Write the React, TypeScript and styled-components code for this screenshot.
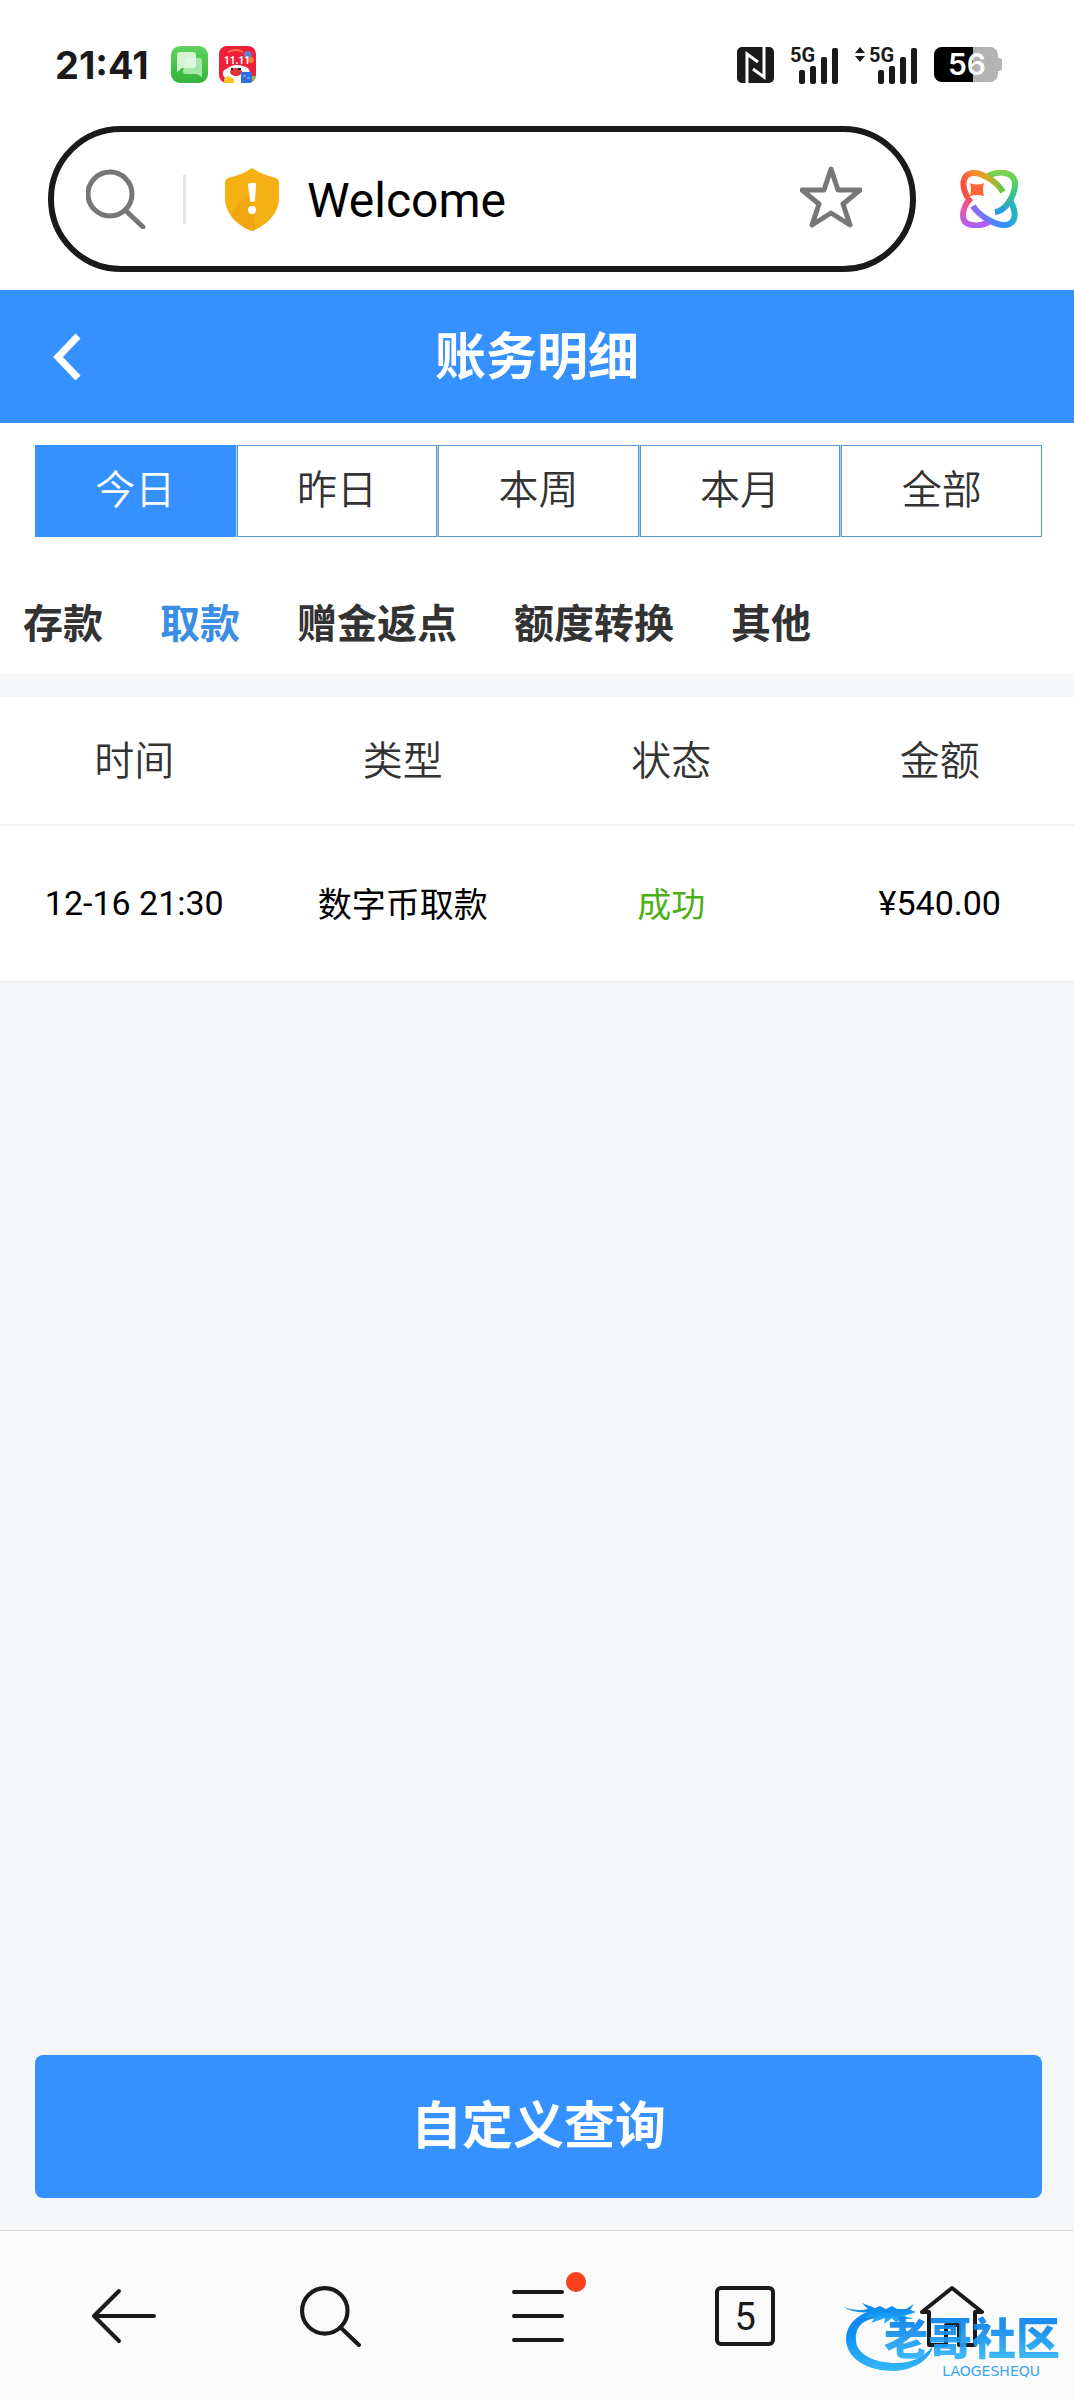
import React, { useState } from "react";
import styled, { createGlobalStyle } from "styled-components";

const BLUE = "#3491ff";
const INK = "#1a1a1a";

const GlobalStyle = createGlobalStyle`
  *, *::before, *::after { box-sizing: border-box; }
  body {
    margin: 0;
    background: #f4f6f8;
    color: #333;
    font-family: Roboto, "Noto Sans CJK SC", sans-serif;
  }
  button, input { font: inherit; color: inherit; }
  button { margin: 0; padding: 0; border: 0; background: none; cursor: pointer; }
  svg { display: block; flex: none; }
`;

const Page = styled.div`
  min-height: 100vh;
  display: flex;
  flex-direction: column;
`;

/* ---------- phone status bar ---------- */

const StatusBar = styled.div`
  display: flex;
  align-items: center;
  justify-content: space-between;
  height: 126px;
  padding: 3px 72px 0 55px;
  background: #fff;
`;

const StatusGroup = styled.div<{ $gap: number }>`
  display: flex;
  align-items: center;
  gap: ${(p) => p.$gap}px;
`;

const Clock = styled.time`
  margin-right: 11px;
  font: 700 38px/44px Inter, sans-serif;
  color: ${INK};
`;

/* ---------- browser address bar ---------- */

const AddressRow = styled.div`
  display: flex;
  align-items: center;
  gap: 44px;
  padding: 0 56px 18px 48px;
  background: #fff;
`;

const AddressPill = styled.div`
  flex: 1;
  min-width: 0;
  display: flex;
  align-items: center;
  height: 146px;
  padding: 0 48px 0 32px;
  border: 6px solid ${INK};
  border-radius: 73px;
`;

const PillDivider = styled.span`
  width: 3px;
  height: 49px;
  margin: 0 39px 0 37px;
  background: #e4e4e4;
`;

const AddressInput = styled.input`
  flex: 1;
  min-width: 0;
  margin-left: 27px;
  padding: 4px 0 0;
  border: 0;
  outline: 0;
  background: none;
  color: #000;
  font-size: 48px;
  line-height: 60px;
`;

const StarButton = styled.button`
  padding-bottom: 4px;
`;

/* ---------- page title ---------- */

const TitleBar = styled.header`
  display: grid;
  grid-template-columns: 1fr auto 1fr;
  align-items: center;
  height: 133px;
  padding: 0 50px;
  background: ${BLUE};
  color: #fff;
`;

const Title = styled.h1`
  margin: 0;
  padding-top: 3px;
  font-size: 51px;
  line-height: 72px;
  font-weight: 700;
`;

/* ---------- filters ---------- */

const FilterPanel = styled.section`
  padding: 22px 0 21px;
  background: #fff;
`;

const RangeTabs = styled.div`
  display: grid;
  grid-template-columns: repeat(5, 1fr);
  gap: 1px;
  margin: 0 32px 0 35px;
  background: #a5d2fb;
`;

const RangeTab = styled.button<{ $active: boolean }>`
  height: 92px;
  border: 1px solid ${(p) => (p.$active ? BLUE : "#5797d0")};
  background: ${(p) => (p.$active ? BLUE : "#fff")};
  color: ${(p) => (p.$active ? "#fff" : "#333")};
  font-size: 40px;
  line-height: 56px;
  font-weight: 350;
`;

const KindTabs = styled.div`
  display: flex;
  gap: 57px;
  margin-top: 60px;
  padding: 0 23px;
`;

const KindTab = styled.button<{ $active: boolean }>`
  color: ${(p) => (p.$active ? "#3a8ee6" : "#333")};
  font-size: 40px;
  line-height: 56px;
  font-weight: 700;
  white-space: nowrap;
`;

/* ---------- records ---------- */

const Records = styled.table`
  width: 100%;
  margin-top: 23px;
  border-collapse: separate;
  border-spacing: 0;
  table-layout: fixed;
  background: #fff;
  text-align: center;
`;

const HeadCell = styled.th`
  height: 129px;
  padding: 0 0 6px;
  border-bottom: 2px solid #f1f2f3;
  font-size: 40px;
  font-weight: 350;
`;

const Cell = styled.td<{ $success?: boolean }>`
  height: 156px;
  padding: 0 0 2px;
  border-bottom: 1px solid #e9eaeb;
  color: ${(p) => (p.$success ? "#4caf16" : "#000")};
  font-size: 34px;
`;

const Actions = styled.div`
  display: flex;
  margin-top: auto;
  padding: 32px 32px 32px 35px;
`;

const QueryButton = styled.button`
  flex: 1;
  height: 143px;
  border-radius: 8px;
  background: ${BLUE};
  color: #fff;
  font-size: 51px;
  line-height: 72px;
  font-weight: 700;
`;

/* ---------- browser toolbar ---------- */

const Toolbar = styled.nav`
  position: relative;
  display: grid;
  grid-template-columns: repeat(5, 1fr);
  height: 170px;
  padding: 0 18px 0 20px;
  border-top: 1px solid #dfdfdf;
  background: #fafafa;
`;

const ToolButton = styled.button`
  display: flex;
  align-items: center;
  justify-content: center;
`;

const MenuIcon = styled.span`
  position: relative;
`;

const Dot = styled.span`
  position: absolute;
  top: -18px;
  right: -22px;
  width: 20px;
  height: 20px;
  border-radius: 50%;
  background: #fa3f1d;
`;

const TabCount = styled.span`
  display: flex;
  align-items: center;
  justify-content: center;
  width: 60px;
  height: 60px;
  padding-top: 2px;
  border: 4px solid ${INK};
  border-radius: 6px;
  color: ${INK};
  font-size: 38px;
  line-height: 44px;
`;

const Watermark = styled.div`
  position: absolute;
  right: 14px;
  bottom: 22px;
  display: flex;
  pointer-events: none;
`;

const WatermarkText = styled.div`
  display: flex;
  flex-direction: column;
  align-items: center;
  margin: 16px 0 0 -50px;
`;

const WatermarkName = styled.span`
  background: linear-gradient(#0c85ee 20%, #2eb2f6 85%);
  background-clip: text;
  -webkit-background-clip: text;
  color: transparent;
  font-size: 44px;
  line-height: 48px;
  font-weight: 900;
  opacity: 0.92;
`;

const WatermarkLatin = styled.span`
  align-self: flex-end;
  margin-right: 20px;
  color: #3ba4ee;
  font: 14px/14px "DejaVu Sans", sans-serif;
`;

/* ---------- drawings ---------- */

const ChatAppIcon = () => (
  <svg width="37" height="37" viewBox="0 0 37 37" aria-hidden="true">
    <defs>
      <linearGradient id="chatBg" x1="0" y1="0" x2="0" y2="1">
        <stop offset="0" stopColor="#5fd35c" />
        <stop offset="1" stopColor="#32b43a" />
      </linearGradient>
    </defs>
    <rect width="37" height="37" rx="9" fill="url(#chatBg)" />
    <path d="M15 12H28a3 3 0 0 1 3 3V31l-5-3H15a3 3 0 0 1-3-3Z" fill="#a6e6a7" />
    <path d="M9 6H22a3 3 0 0 1 3 3V19a3 3 0 0 1-3 3H11l-5 4V9a3 3 0 0 1 3-3Z" fill="#e3f8e3" opacity=".9" />
  </svg>
);

const ShopAppIcon = () => (
  <svg width="37" height="37" viewBox="0 0 37 37" aria-hidden="true">
    <defs>
      <clipPath id="shopClip">
        <rect width="37" height="37" rx="8" />
      </clipPath>
    </defs>
    <g clipPath="url(#shopClip)">
      <rect width="37" height="37" fill="#ee1f36" />
      <circle cx="29" cy="9" r="4" fill="#6e78c2" />
      <circle cx="32" cy="14" r="3" fill="#f4793a" />
      <path d="M9 6q8-4 15 0" stroke="#ff6d55" strokeWidth="2" fill="none" />
      <path d="M4 29Q3 24 9 22L12 20q6-2 12 0l5 2q3 4 1 8l-8 7H9Z" fill="#fff" />
      <ellipse cx="17" cy="26" rx="6" ry="4" fill="#dd3435" />
      <path d="M12 23h2M19 23h3" stroke="#222" strokeWidth="2" />
      <path d="M5 33l4-3 6 3v4H5Z" fill="#ffc51f" />
      <rect x="22" y="26" width="11" height="11" rx="1" fill="#2d6fe0" />
      <path d="M24 30h3M28 32h3" stroke="#a9cbff" />
      <path d="M33 30h4v7h-4Z" fill="#8cbf4e" />
    </g>
    <text x="18" y="18" textAnchor="middle" fontFamily="Roboto, sans-serif" fontWeight="700" fontSize="10" fill="#fff">
      11.11
    </text>
  </svg>
);

const NfcIcon = () => (
  <svg width="37" height="36" viewBox="0 0 37 36" aria-hidden="true">
    <rect width="37" height="36" rx="5" fill={INK} />
    <path d="M10 36V7L21 15M16 22L27 30V0" fill="none" stroke="#fff" strokeWidth="3" />
  </svg>
);

const Signal = ({ arrows = false }: { arrows?: boolean }) => {
  const shift = arrows ? 14 : 0;
  return (
    <svg width={49 + shift} height="50" viewBox={`0 -6 ${49 + shift} 50`} aria-hidden="true" fill={INK}>
      {arrows && <path d="M0 7L5 1L10 7ZM0 10L5 16L10 10Z" />}
      <g transform={`translate(${shift} 0)`}>
        <text x="0" y="16" fontFamily="Roboto, sans-serif" fontWeight="700" fontSize="20" fill={INK}>
          5G
        </text>
        <rect x="9" y="24" width="6" height="14" rx="2" />
        <rect x="20" y="20" width="6" height="18" rx="2" />
        <rect x="31" y="11" width="6" height="27" rx="2" />
        <rect x="42" y="2" width="6" height="36" rx="2" />
      </g>
    </svg>
  );
};

const BatteryIcon = () => (
  <svg width="68" height="35" viewBox="0 0 68 35" role="img" aria-label="56%">
    <rect x="0" y="0" width="64" height="35" rx="8" fill="#b3b3b3" />
    <rect x="60" y="11" width="8" height="13" rx="3" fill="#b3b3b3" />
    <path d="M39 0V35H8a8 8 0 0 1-8-8V8a8 8 0 0 1 8-8Z" fill="#000" />
    <text x="33" y="28" textAnchor="middle" fontFamily="Inter, sans-serif" fontWeight="600" fontSize="30" fill="#fff">
      56
    </text>
  </svg>
);

const Magnifier = ({ color, size, width }: { color: string; size: number; width: number }) => (
  <svg width={size} height={size} viewBox="0 0 60 60" fill="none" stroke={color} strokeWidth={width} strokeLinecap="round" aria-hidden="true">
    <circle cx="24" cy="25" r="22" />
    <path d="M39 41L57 58" />
  </svg>
);

const ShieldIcon = () => (
  <svg width="55" height="63" viewBox="0 0 55 63" aria-hidden="true">
    <path d="M27 0Q37 7 51 10Q54 11 54 15V30C54 47 40 57 30 62Q27 63 24 62C14 57 0 47 0 30V15Q0 11 3 10Q17 7 27 0Z" fill="#f5b014" />
    <path d="M6 48Q12 32 27 25L30 62Q27 63 24 62Q13 57 6 48Z" fill="#eea20e" opacity=".7" />
    <path d="M23 17Q23 15 25 15H30Q32 15 31 17L30 32Q30 34 27 34Q25 34 25 32Z" fill="#fff" />
    <circle cx="27" cy="42" r="4" fill="#fff" />
  </svg>
);

const StarIcon = () => (
  <svg width="62" height="62" viewBox="0 0 62 62" fill="none" stroke="#777" strokeWidth="5" strokeLinejoin="round" aria-hidden="true">
    <path d="M31 3L38 24H60L43 38L50 59L31 47L12 59L19 38L2 24H24Z" />
  </svg>
);

const OrbitIcon = () => (
  <svg width="58" height="58" viewBox="0 0 58 58" fill="none" strokeWidth="6" aria-hidden="true">
    <defs>
      <linearGradient id="orbTL" gradientUnits="userSpaceOnUse" x1="4" y1="26" x2="44" y2="16">
        <stop offset="0" stopColor="#f8453f" />
        <stop offset=".35" stopColor="#fb8a33" />
        <stop offset=".65" stopColor="#d7ac1d" />
        <stop offset="1" stopColor="#5ac94f" />
      </linearGradient>
      <linearGradient id="orbTR" gradientUnits="userSpaceOnUse" x1="40" y1="0" x2="40" y2="44">
        <stop offset="0" stopColor="#84d44a" />
        <stop offset=".45" stopColor="#3fce74" />
        <stop offset="1" stopColor="#2494ee" />
      </linearGradient>
      <linearGradient id="orbBR" gradientUnits="userSpaceOnUse" x1="12" y1="50" x2="54" y2="32">
        <stop offset="0" stopColor="#a45cf5" />
        <stop offset=".6" stopColor="#2f93fb" />
        <stop offset="1" stopColor="#1dc0b0" />
      </linearGradient>
      <linearGradient id="orbBL" gradientUnits="userSpaceOnUse" x1="16" y1="24" x2="18" y2="58">
        <stop offset="0" stopColor="#fb4350" />
        <stop offset=".45" stopColor="#df5bb4" />
        <stop offset="1" stopColor="#a65ff9" />
      </linearGradient>
    </defs>
    <path d="M29 52C17 58 3 56 3 46C3 40 6 33 11 28" stroke="url(#orbBL)" />
    <path d="M13 36C19 46 36 56 46 55C57 53 57 41 49 29" stroke="url(#orbBR)" />
    <path d="M28 6C40 0 53 2 55 12C56 24 46 41 35 42" stroke="url(#orbTR)" />
    <path d="M43 22C36 10 20 2 12 3C2 5 1 16 8 28" stroke="url(#orbTL)" />
    <path d="M10 13Q17 16 24 13Q22 19 24 26Q17 24 10 26Q12 19 10 13Z" fill="#ff6338" />
  </svg>
);

const ChevronLeft = () => (
  <svg width="34" height="48" viewBox="0 0 34 48" fill="none" stroke="#fff" strokeWidth="7" aria-hidden="true">
    <path d="M28 3L8 24L28 45" />
  </svg>
);

const ArrowLeft = () => (
  <svg width="66" height="56" viewBox="0 0 66 56" fill="none" stroke={INK} strokeWidth="4" strokeLinecap="round" strokeLinejoin="round" aria-hidden="true">
    <path d="M28 3L3 28L28 53M3 28H63" />
  </svg>
);

const MenuLines = () => (
  <svg width="52" height="52" viewBox="0 0 52 52" stroke={INK} strokeWidth="4" strokeLinecap="round" aria-hidden="true">
    <path d="M2 2H50M2 26H50M2 50H50" />
  </svg>
);

const HomeIcon = () => (
  <svg width="66" height="64" viewBox="0 0 66 64" fill="none" stroke={INK} strokeWidth="4" strokeLinejoin="round" aria-hidden="true">
    <path d="M10 28H3L33 4L63 28H56V61H40V41H27V61H10Z" />
  </svg>
);

const DragonMark = () => (
  <svg width="90" height="74" viewBox="0 0 90 74" aria-hidden="true">
    <defs>
      <linearGradient id="dragon" x1="0" y1="0" x2="0" y2="1">
        <stop offset="0" stopColor="#1587ec" />
        <stop offset=".4" stopColor="#0d8ff5" />
        <stop offset="1" stopColor="#35b8f6" />
      </linearGradient>
    </defs>
    <g fill="url(#dragon)">
      <path d="M36 9C14 12 2 24 2 40C3 58 22 71 50 71C70 70 86 60 89 46C80 57 68 63 52 63C30 63 12 54 12 40C11 28 18 19 34 18Z" />
      <path d="M0 7Q12 12 24 9L18 3L31 8L36 6L42 9L48 6L53 9L62 9L70 4L66 10L72 12L60 16L70 19L57 19L52 23L48 18L40 24L41 18L33 21L27 23L32 16L20 18L27 12Q10 14 0 7Z" />
    </g>
  </svg>
);

/* ---------- screen ---------- */

const ranges = ["今日", "昨日", "本周", "本月", "全部"];
const kinds = ["存款", "取款", "赠金返点", "额度转换", "其他"];
const columns = ["时间", "类型", "状态", "金额"];
const records = [{ time: "12-16 21:30", kind: "数字币取款", status: "成功", amount: "¥540.00" }];

export default function App() {
  const [range, setRange] = useState("今日");
  const [kind, setKind] = useState("取款");
  const [address, setAddress] = useState("Welcome");

  return (
    <Page>
      <GlobalStyle />
      <StatusBar>
        <StatusGroup $gap={11}>
          <Clock>21:41</Clock>
          <ChatAppIcon />
          <ShopAppIcon />
        </StatusGroup>
        <StatusGroup $gap={16}>
          <NfcIcon />
          <Signal />
          <Signal arrows />
          <BatteryIcon />
        </StatusGroup>
      </StatusBar>

      <AddressRow>
        <AddressPill>
          <Magnifier color="#777" size={60} width={5} />
          <PillDivider />
          <ShieldIcon />
          <AddressInput aria-label="地址栏" value={address} onChange={(e) => setAddress(e.target.value)} />
          <StarButton aria-label="收藏">
            <StarIcon />
          </StarButton>
        </AddressPill>
        <button aria-label="助手">
          <OrbitIcon />
        </button>
      </AddressRow>

      <TitleBar>
        <button aria-label="返回">
          <ChevronLeft />
        </button>
        <Title>账务明细</Title>
      </TitleBar>

      <FilterPanel>
        <RangeTabs>
          {ranges.map((r) => (
            <RangeTab key={r} $active={r === range} aria-pressed={r === range} onClick={() => setRange(r)}>
              {r}
            </RangeTab>
          ))}
        </RangeTabs>
        <KindTabs>
          {kinds.map((k) => (
            <KindTab key={k} $active={k === kind} aria-pressed={k === kind} onClick={() => setKind(k)}>
              {k}
            </KindTab>
          ))}
        </KindTabs>
      </FilterPanel>

      <Records>
        <thead>
          <tr>
            {columns.map((c) => (
              <HeadCell key={c} scope="col">
                {c}
              </HeadCell>
            ))}
          </tr>
        </thead>
        <tbody>
          {records.map((r) => (
            <tr key={r.time}>
              <Cell>{r.time}</Cell>
              <Cell>{r.kind}</Cell>
              <Cell $success>{r.status}</Cell>
              <Cell>{r.amount}</Cell>
            </tr>
          ))}
        </tbody>
      </Records>

      <Actions>
        <QueryButton>自定义查询</QueryButton>
      </Actions>

      <Toolbar>
        <ToolButton aria-label="后退">
          <ArrowLeft />
        </ToolButton>
        <ToolButton aria-label="搜索">
          <Magnifier color={INK} size={62} width={4} />
        </ToolButton>
        <ToolButton aria-label="菜单">
          <MenuIcon>
            <MenuLines />
            <Dot />
          </MenuIcon>
        </ToolButton>
        <ToolButton aria-label="标签页">
          <TabCount>5</TabCount>
        </ToolButton>
        <ToolButton aria-label="主页">
          <HomeIcon />
        </ToolButton>
        <Watermark>
          <DragonMark />
          <WatermarkText>
            <WatermarkName>老哥社区</WatermarkName>
            <WatermarkLatin>LAOGESHEQU</WatermarkLatin>
          </WatermarkText>
        </Watermark>
      </Toolbar>
    </Page>
  );
}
-.-.-
DIRECTION
Transcribe exactly, with no pictures, the lines running from the first line of the material through the line holding "title ---------- */".

EXERCISE OUTPUT
Write the React, TypeScript and styled-components code for this screenshot.
import React, { useState } from "react";
import styled, { createGlobalStyle } from "styled-components";

const BLUE = "#3491ff";
const INK = "#1a1a1a";

const GlobalStyle = createGlobalStyle`
  *, *::before, *::after { box-sizing: border-box; }
  body {
    margin: 0;
    background: #f4f6f8;
    color: #333;
    font-family: Roboto, "Noto Sans CJK SC", sans-serif;
  }
  button, input { font: inherit; color: inherit; }
  button { margin: 0; padding: 0; border: 0; background: none; cursor: pointer; }
  svg { display: block; flex: none; }
`;

const Page = styled.div`
  min-height: 100vh;
  display: flex;
  flex-direction: column;
`;

/* ---------- phone status bar ---------- */

const StatusBar = styled.div`
  display: flex;
  align-items: center;
  justify-content: space-between;
  height: 126px;
  padding: 3px 72px 0 55px;
  background: #fff;
`;

const StatusGroup = styled.div<{ $gap: number }>`
  display: flex;
  align-items: center;
  gap: ${(p) => p.$gap}px;
`;

const Clock = styled.time`
  margin-right: 11px;
  font: 700 38px/44px Inter, sans-serif;
  color: ${INK};
`;

/* ---------- browser address bar ---------- */

const AddressRow = styled.div`
  display: flex;
  align-items: center;
  gap: 44px;
  padding: 0 56px 18px 48px;
  background: #fff;
`;

const AddressPill = styled.div`
  flex: 1;
  min-width: 0;
  display: flex;
  align-items: center;
  height: 146px;
  padding: 0 48px 0 32px;
  border: 6px solid ${INK};
  border-radius: 73px;
`;

const PillDivider = styled.span`
  width: 3px;
  height: 49px;
  margin: 0 39px 0 37px;
  background: #e4e4e4;
`;

const AddressInput = styled.input`
  flex: 1;
  min-width: 0;
  margin-left: 27px;
  padding: 4px 0 0;
  border: 0;
  outline: 0;
  background: none;
  color: #000;
  font-size: 48px;
  line-height: 60px;
`;

const StarButton = styled.button`
  padding-bottom: 4px;
`;

/* ---------- page title ---------- */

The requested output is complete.